La crise n’est pas seulement financière. Elle est aussi environnementale, alimentaire. Grâce précisément en partie à l’Unesco, le taux de croissance démographique a diminué, en Inde, en Chine… Le monde est en train d’équilibrer un peu sa croissance, mais en même temps, il y a une plus grande longévité et donc, beaucoup de besoins alimentaires, pétroliers. Mais le paradoxe est que, au lieu de diminuer, le prix du pétrole augmente quand la production augmente. Et quand on fait recours au biocombustible, les prix des aliments augmentent. Maintenant, il faut un changement radical. Il faut refonder les Nations Unies. Il faut des Nations Unies qui soient unies, parce que les Nations Unies maintenant sont désunies. C’est pourquoi, le conseil de sécurité peut prendre les décisions qu’il a prises contre la Libye. Nous ne pouvons pas accepter qu’on nous dise tout à coup que Kadhafi est un dictateur, et qu’il faut geler son argent en Suisse. La honte, c’est qu’il a beaucoup d’argent en Suisse et dans d’autres pays européens ! Ils l’ont aidé à garder cet argent dans des paradis fiscaux. Il n’était pas moins dictateur qu’aujourd’hui !

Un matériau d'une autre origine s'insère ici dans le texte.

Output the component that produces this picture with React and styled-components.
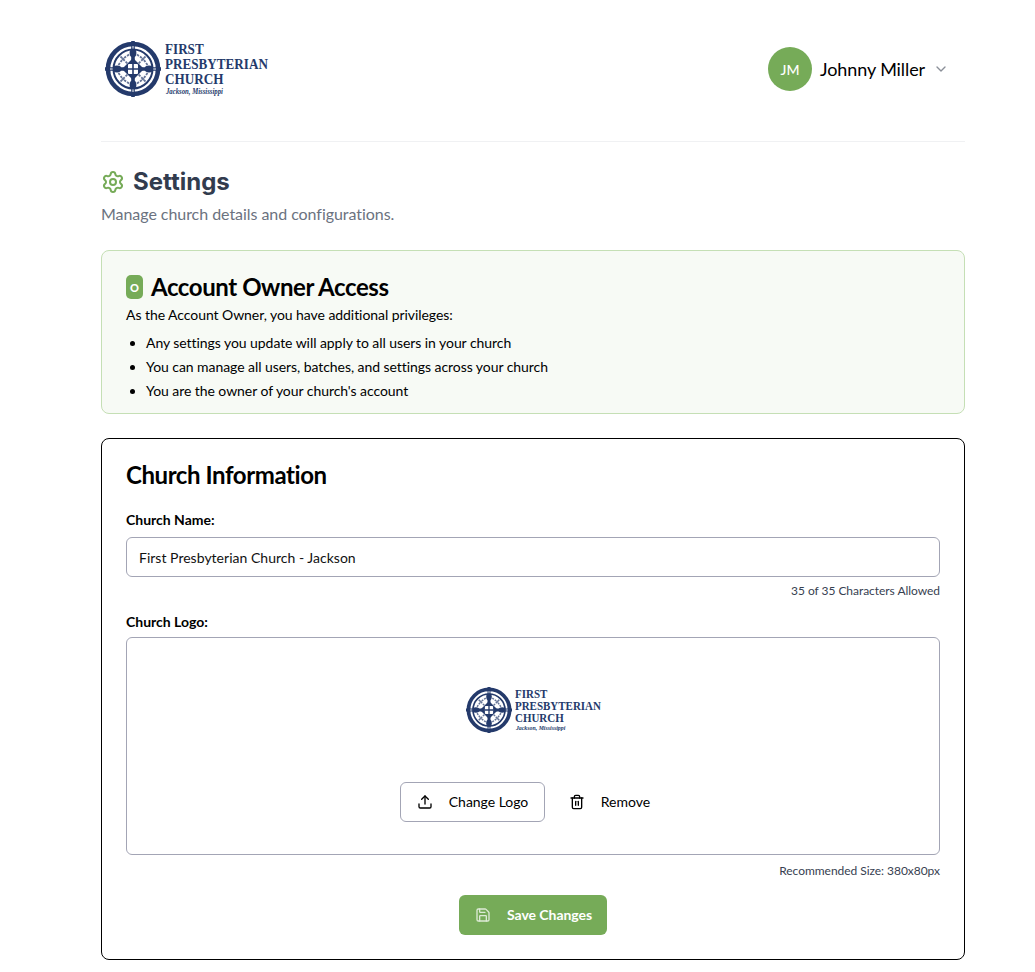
import React from 'react';
import styled, { createGlobalStyle } from 'styled-components';
import { ChevronDown, Settings as SettingsIcon, Upload, Trash2, Save } from 'lucide-react';

const GlobalStyle = createGlobalStyle`
  html, body {
    margin: 0;
    padding: 0;
    background: #fff;
    font-family: Lato, "Liberation Sans", sans-serif;
    color: #000;
  }
  * {
    box-sizing: border-box;
  }
`;

const Page = styled.div`
  width: 864px;
  margin-left: 101px;
  padding-bottom: 12px;
`;

const Header = styled.header`
  height: 142px;
  display: flex;
  align-items: flex-start;
  justify-content: space-between;
  border-bottom: 1px solid #f0f1f3;
  padding: 41px 16px 0 4px;
`;

const UserMenu = styled.div`
  display: flex;
  align-items: center;
  margin-top: 6px;
  color: #000;
`;

const Avatar = styled.div`
  width: 44px;
  height: 44px;
  border-radius: 50%;
  background: #76ab58;
  color: #fff;
  font-size: 14px;
  font-weight: 500;
  display: flex;
  align-items: center;
  justify-content: center;
`;

const UserName = styled.span`
  font-size: 18px;
  margin: 0 8px 0 8px;
  letter-spacing: -0.1px;
`;

const Chevron = styled(ChevronDown)`
  color: #8a8f98;
`;

const LogoRow = styled.div`
  display: flex;
  align-items: center;
  gap: ${p => p.$small ? 3 : 4}px;
  width: ${p => p.$small ? 135 : 170}px;
`;

const LogoText = styled.div`
  font-family: "Liberation Serif", serif;
  font-weight: 700;
  color: #243a6b;
  font-size: ${p => p.$small ? 12.2 : 14.6}px;
  line-height: ${p => p.$small ? 12 : 15}px;
  transform-origin: left center;
  transform: scaleX(0.9);
  white-space: nowrap;
`;

const LogoLine = styled.div``;

const LogoPlace = styled.div`
  font-family: "Liberation Serif", serif;
  font-style: italic;
  font-size: ${p => p.$small ? 6.5 : 7.5}px;
  line-height: ${p => p.$small ? 8 : 9}px;
  padding-left: 1px;
`;

const EmblemSvg = styled.svg`
  flex-shrink: 0;
`;

const Emblem = ({ size }) => (
  <EmblemSvg width={size} height={size} viewBox="0 0 56 56" fill="none">
    <circle cx="28" cy="28" r="25" stroke="#243a6b" strokeWidth="4.6" />
    <circle cx="28" cy="28" r="19.5" stroke="#243a6b" strokeWidth="2" />
    <g stroke="#243a6b" strokeWidth="1.8" strokeDasharray="2.4 1.2" opacity="0.7">
      <path d="M15.5 15.5l8 8M40.5 15.5l-8 8M15.5 40.5l8-8M40.5 40.5l-8-8" />
      <path d="M13.5 24l5-7M24 13.5l-7 5M32 13.5l7 5M42.5 24l-5-7M13.5 32l5 7M24 42.5l-7-5M32 42.5l7-5M42.5 32l-5 7" />
    </g>
    <path d="M28 0v56M0 28h56" stroke="#243a6b" strokeWidth="3.6" />
    <path d="M28 5v3M28 48v3M5 28h3M48 28h3" stroke="#fff" strokeWidth="1" />
    <ellipse cx="28" cy="12" rx="3.4" ry="4.4" fill="#243a6b" />
    <ellipse cx="28" cy="44" rx="3.4" ry="4.4" fill="#243a6b" />
    <ellipse cx="12" cy="28" rx="4.4" ry="3.4" fill="#243a6b" />
    <ellipse cx="44" cy="28" rx="4.4" ry="3.4" fill="#243a6b" />
    <path d="M28 17l11 11-11 11-11-11z" fill="#243a6b" />
    <rect x="23" y="23" width="10" height="10" rx="1" fill="#fff" />
    <path d="M28 23v10M23 28h10" stroke="#243a6b" strokeWidth="1.6" />
  </EmblemSvg>
);

const ChurchLogo = ({ small }) => (
  <LogoRow $small={small}>
    <Emblem size={small ? 46 : 56} />
    <LogoText $small={small}>
      <LogoLine>FIRST</LogoLine>
      <LogoLine>PRESBYTERIAN</LogoLine>
      <LogoLine>CHURCH</LogoLine>
      <LogoPlace $small={small}>Jackson, Mississippi</LogoPlace>
    </LogoText>
  </LogoRow>
);

const TitleRow = styled.div`
  display: flex;
  align-items: center;
  gap: 8px;
  margin-top: 24px;
`;

const Title = styled.h1`
  margin: 0;
  font-family: Inter, sans-serif;
  font-size: 24px;
  line-height: 32px;
  font-weight: 700;
  color: #323c4e;
`;

const GearIcon = styled(SettingsIcon)`
  color: #76ab58;
`;

const Subtitle = styled.p`
  margin: 4px 0 0;
  font-size: 16px;
  line-height: 24px;
  letter-spacing: -0.05px;
  color: #6b7280;
`;

const Notice = styled.section`
  margin-top: 24px;
  height: 164px;
  padding: 20px 24px 0;
  background: #f7faf5;
  border: 1px solid #c5dfb5;
  border-radius: 8px;
`;

const NoticeHeading = styled.div`
  display: flex;
  align-items: center;
  gap: 8px;
`;

const OwnerBadge = styled.span`
  width: 17px;
  height: 24px;
  border-radius: 5px;
  background: #76ab58;
  color: #fff;
  font-size: 11px;
  font-weight: 900;
  display: flex;
  align-items: center;
  justify-content: center;
`;

const SectionTitle = styled.h2`
  margin: 0;
  font-size: 24px;
  line-height: 32px;
  font-weight: 700;
  letter-spacing: -0.42px;
`;

const NoticeText = styled.p`
  margin: 0;
  font-size: 14px;
  line-height: 24px;
  letter-spacing: -0.06px;
`;

const NoticeList = styled.ul`
  margin: 4px 0 0;
  padding-left: 20px;
  font-size: 14px;
  line-height: 24px;
  letter-spacing: -0.06px;
`;

const Card = styled.section`
  margin-top: 24px;
  height: 522px;
  padding: 20px 24px 0;
  border: 1px solid #000;
  border-radius: 8px;
`;

const FieldLabel = styled.div`
  font-size: 14px;
  line-height: 20px;
  font-weight: 700;
  margin-top: ${p => p.$top}px;
`;

const TextInput = styled.div`
  margin-top: 7px;
  height: 40px;
  border: 1px solid #a3a5b5;
  border-radius: 6px;
  padding: 0 12px;
  display: flex;
  align-items: center;
  font-size: 14px;
  letter-spacing: 0.02px;
  color: #111;
`;

const Hint = styled.div`
  margin-top: ${p => p.$top}px;
  text-align: right;
  font-size: 12px;
  line-height: 16px;
  letter-spacing: -0.04px;
  color: #374151;
`;

const LogoBox = styled.div`
  margin-top: 5px;
  height: 218px;
  border: 1px solid #a3a5b5;
  border-radius: 6px;
  padding-top: 49px;
  display: flex;
  flex-direction: column;
  align-items: center;
`;

const LogoActions = styled.div`
  display: flex;
  align-items: center;
  margin-top: 49px;
  padding-right: 16px;
`;

const OutlineButton = styled.div`
  width: 145px;
  height: 40px;
  border: 1px solid #a3a5b5;
  border-radius: 6px;
  display: flex;
  align-items: center;
  padding-left: 16px;
  gap: 16px;
  font-size: 14px;
  letter-spacing: -0.03px;
`;

const GhostButton = styled.div`
  display: flex;
  align-items: center;
  padding-left: 24px;
  gap: 16px;
  font-size: 14px;
`;

const ButtonLabel = styled.span`
  margin-bottom: 2px;
`;

const SaveRow = styled.div`
  display: flex;
  justify-content: center;
  margin-top: 16px;
`;

const SaveButton = styled.div`
  width: 148px;
  height: 40px;
  border-radius: 6px;
  background: #76ab58;
  color: #fff;
  font-size: 14px;
  font-weight: 700;
  letter-spacing: -0.05px;
  display: flex;
  align-items: center;
  padding-left: 16px;
  gap: 16px;
`;

const SaveIcon = styled(Save)`
  opacity: 0.75;
`;

export default function App() {
  return (
    <Page>
      <GlobalStyle />
      <Header>
        <ChurchLogo />
        <UserMenu>
          <Avatar>JM</Avatar>
          <UserName>Johnny Miller</UserName>
          <Chevron size={16} />
        </UserMenu>
      </Header>

      <TitleRow>
        <GearIcon size={24} />
        <Title>Settings</Title>
      </TitleRow>
      <Subtitle>Manage church details and configurations.</Subtitle>

      <Notice>
        <NoticeHeading>
          <OwnerBadge>O</OwnerBadge>
          <SectionTitle>Account Owner Access</SectionTitle>
        </NoticeHeading>
        <NoticeText>As the Account Owner, you have additional privileges:</NoticeText>
        <NoticeList>
          <li>Any settings you update will apply to all users in your church</li>
          <li>You can manage all users, batches, and settings across your church</li>
          <li>You are the owner of your church's account</li>
        </NoticeList>
      </Notice>

      <Card>
        <SectionTitle>Church Information</SectionTitle>
        <FieldLabel $top={19}>Church Name:</FieldLabel>
        <TextInput>First Presbyterian Church - Jackson</TextInput>
        <Hint $top={6}>35 of 35 Characters Allowed</Hint>
        <FieldLabel $top={13}>Church Logo:</FieldLabel>
        <LogoBox>
          <ChurchLogo small />
          <LogoActions>
            <OutlineButton>
              <Upload size={16} />
              <ButtonLabel>Change Logo</ButtonLabel>
            </OutlineButton>
            <GhostButton>
              <Trash2 size={16} />
              <ButtonLabel>Remove</ButtonLabel>
            </GhostButton>
          </LogoActions>
        </LogoBox>
        <Hint $top={8}>Recommended Size: 380x80px</Hint>
        <SaveRow>
          <SaveButton>
            <SaveIcon size={16} />
            <ButtonLabel>Save Changes</ButtonLabel>
          </SaveButton>
        </SaveRow>
      </Card>
    </Page>
  );
}
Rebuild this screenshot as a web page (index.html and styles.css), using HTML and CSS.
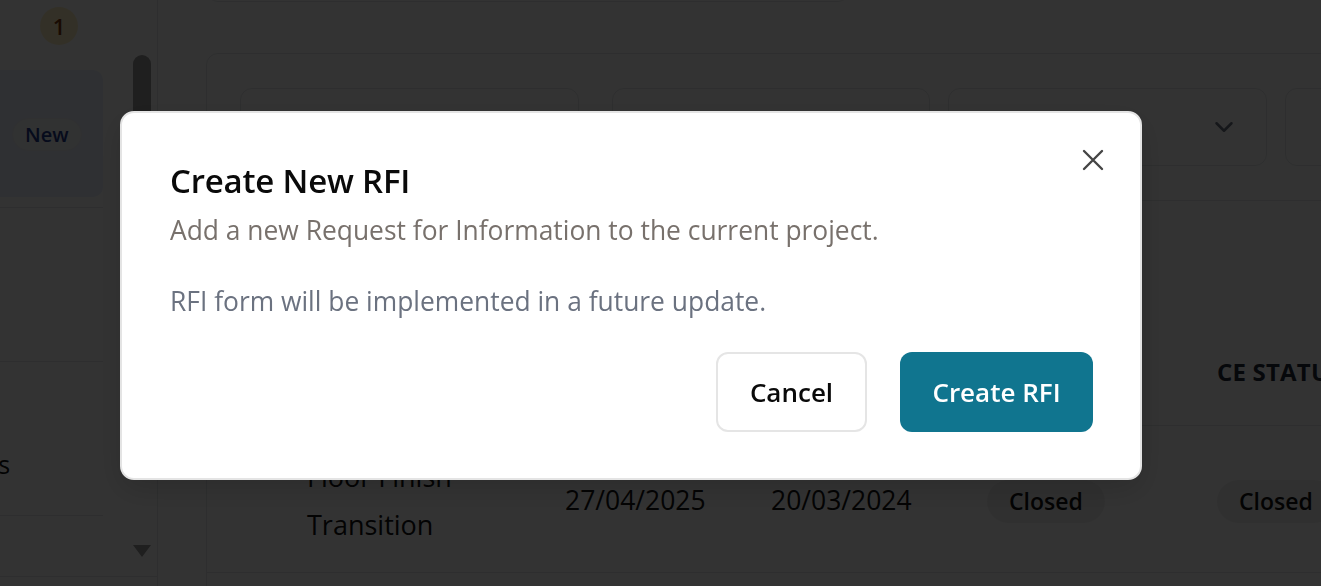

Nous vivons un moment fascinant, à la fois de grande confusion, avec des problèmes de délocalisation productive, de financements du marché qui empêchent l’action politique. Mais, en même temps, pour la première fois, le citoyen peut s’exprimer. Pour la première fois, il peut dire, « C’est fini. Nous n’acceptons plus tout cela ». La vague qui a commencé en Tunisie ne va pas s’arrêter. En Italie, un million de femmes se sont levées contre M. Berlusconi. Au Royaume-Uni, les étudiants ont mené une grande action contre les mesures prises pour les universités par M. Cameron.
 
Quand l’Europe a eu besoin des immigrants, en Espagne par exemple pour construire des bâtiments, le Premier ministre disait « voyez ce nous faisons ! ». C’était un appel migratoire énorme. Après, vous ne pouvez pas dire « ah ! maintenant, c’est fini » parce que la bulle immobilière a explosé. Chaque être humain a la même dignité. Cela est essentiel pour un ancien directeur général de l’UNESCO et pour un citoyen du monde comme moi, et pour mon prédécesseur Amadou Mahtar Mbow, à l’anniversaire duquel, je suis venu à Dakar.
 
A mon avis l’Afrique a un grand rôle à jouer parce que vous êtes le seul témoin de toute l’histoire du monde. Vous êtes le continent qui a le plus été exploité, vexé, humilié. Vous nous donnez dans plusieurs pays des exemples. Vous nous donnez une sagesse concernant l’éducation, la façon d’administrer, surtout à l’échelle locale, municipale. Vous nous donnez tellement d’exemples que je pense qu’aujourd’hui, nous avons besoin de vous, plus que jamais. Mais là, à nouveau, il faut commencer par un changement de l’attitude occidentale. Nous ne pouvons plus vous exploiter. Et vous savez ce qui se passe avec votre coltan. Et vous savez la façon dont on exploite votre or, votre bauxite, etc. C’est pour cela que je pense que nous sommes dans un moment fascinant parce que l’Afrique peut dire « Halte ! Ce que vous faites avec nous est absolument inacceptable ». Mais, nous devons être tous ensemble, maintenant, dans le monde.
J’étais tellement heureux le jour où un noir est devenu président des Etats-Unis. Moi, j’ai vécu le Ku Klux Klan. J’ai vu les inscriptions « No blacks, no dogs ». Il faut avoir bonne mémoire. Il faut apprendre des leçons de l’histoire et l’Afrique a une grande leçon à nous donner. Mais surtout, ensemble, nous devons dire que ce qui nous intéresse, c’est la mémoire de l’avenir. L’avenir c’est la seule chose vraiment importante parce que le passé, vous pouvez le décrire, l’analyser, il est déjà passé. Par contre, nous pouvons ensemble bâtir maintenant, faire un nouveau dessin de l’avenir. Et pour ce dessin, nous avons besoin de l’Afrique.